Locate, which features geometric houses set atop poles of varying heights, was a developer public art project jointly funded by Loblaws Properties West and Anthem Properties.
“Oftentimes these pieces of public art become sort of identifiers for a project,” says Paul Fabish, vice-president of development for Anthem Properties. “People might come to say ‘I’ll meet you by the houses on poles.’”
This is the first time Anthem has incorporated public art into one of its North Shore properties, though the company has commissioned pieces in other municipalities.
“It helps improve the public realm, both for the building and for the community as a whole,” Fabish says. “Also it generates some discussion and might even make people scratch their heads and wonder what it is.”
Following an open call for artist submissions, Senft’s proposal was eventually selected, Fabish says, because of its visual interest, because it worked well with the physical layout of the development — both the commercial portion and the adjoining residential condo tower — and because it spoke to greater themes of homes and neighbourhoods.
“We thought it was sort of a tongue-in-cheek comment on our project as well as the landscape of the North Shore,” Fabish says, explaining locate seems to reference the houses built into the North Shore mountainside, as well as sky-high condo living.
Public art is nothing new, but for much of history it has come in the form of commemorative statues.
“The older idea of public art was to celebrate famous individuals,” explains Christopher Pearson, an art history instructor at Capilano University.
That approach to public art changed in the 20th century.
“With the arrival of abstract art, which took over after World War II, suddenly you had these large, very opaque sort of pieces — opaque in terms of their meaning,” he says.
In the 1960s and 1970s, Pearson says it became increasingly common for prestigious buildings to commission artworks.
“A lot of it was larger developers wanting to give a certain cultural veneer to what they were doing,” Pearson says. High-profile sculptors, such as Henry Moore, were sought after to design landmark entrance art, something many critics referred to as “plaza plop.”
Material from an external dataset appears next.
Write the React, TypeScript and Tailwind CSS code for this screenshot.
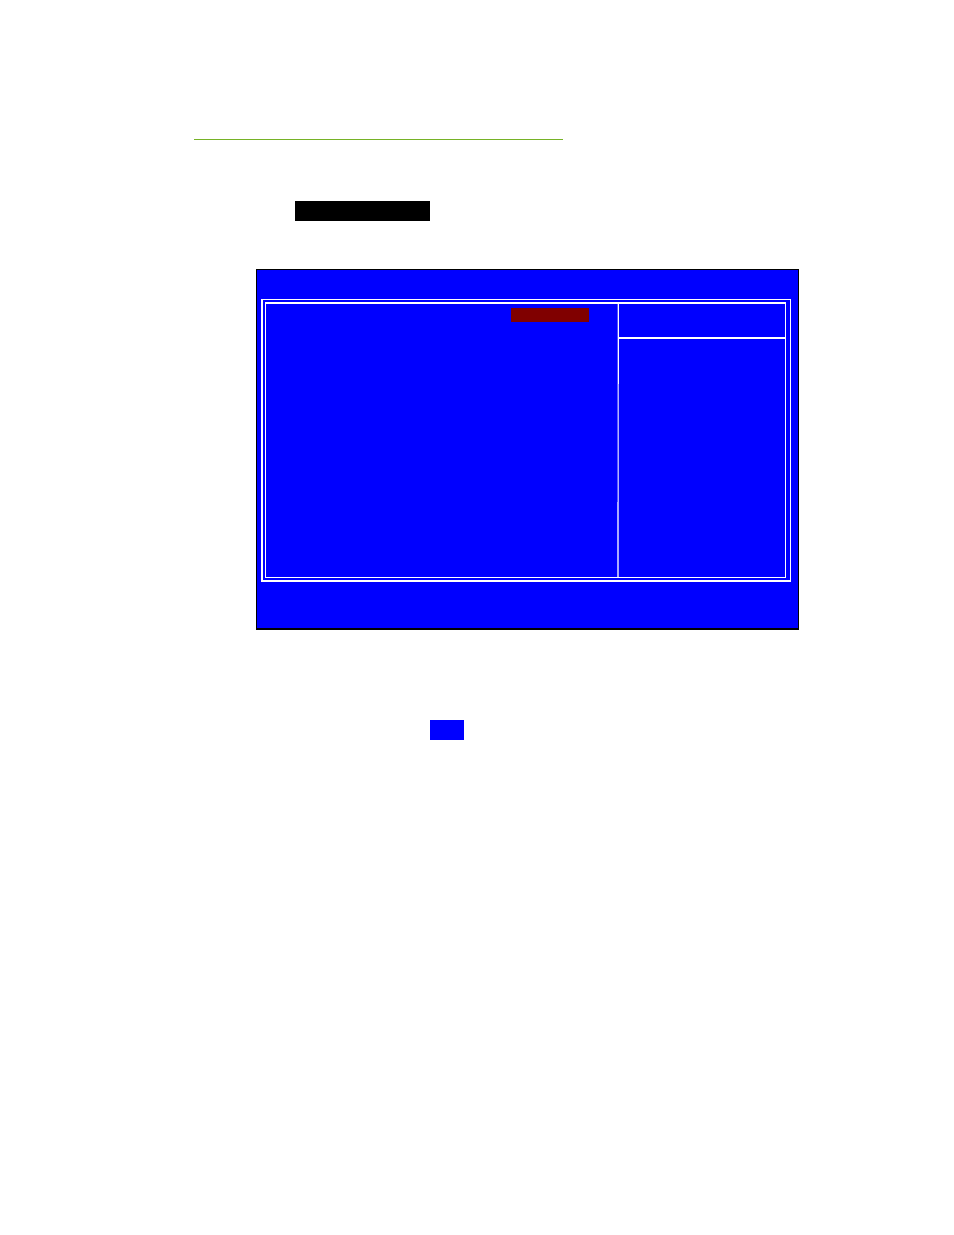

Today, Pearson says outdoor art has become more site specific.
“More recent public art, I think, has really tried to engage much more of the community and the sense of meaning, locally, in terms of place,” he says. “I think that’s what Senft was up to.”
He points out that artists nowadays face the challenge of having their proposals approved by various government councils and advisory panels. Art can be enigmatic, strange and even absurdist, he says, but it’s unusual to come by subversive art in the public realm.
Still, he recognizes the importance of art in the community — whether it’s created by local or international artists.
“As everything becomes increasingly placeless and globalized, we need to somehow reinforce that sense that we are in a special place physically, culturally, geographically, historically.”
Phillips says art, like health and sports, is part of a complete community.
“It’s all part of the package of a holistic, healthy community,” she says. “It’s an opportunity to bring culture to the community, to an audience that may never step foot in a gallery. It brings it forward for everybody to be exposed to and enjoy the arts free of charge.”
She hopes today’s young artists will be inspired by Senft and the body of work he left behind.
“He was so wonderful to work with. He was passionate about his creative work, he was knowledgeable, he was completely technically skilled and he was completely confident,” she says. “He’s a real model artist. Hopefully others will follow in his footsteps and do what he did and share their skills and their knowledge with the up-and-coming artists in the community.”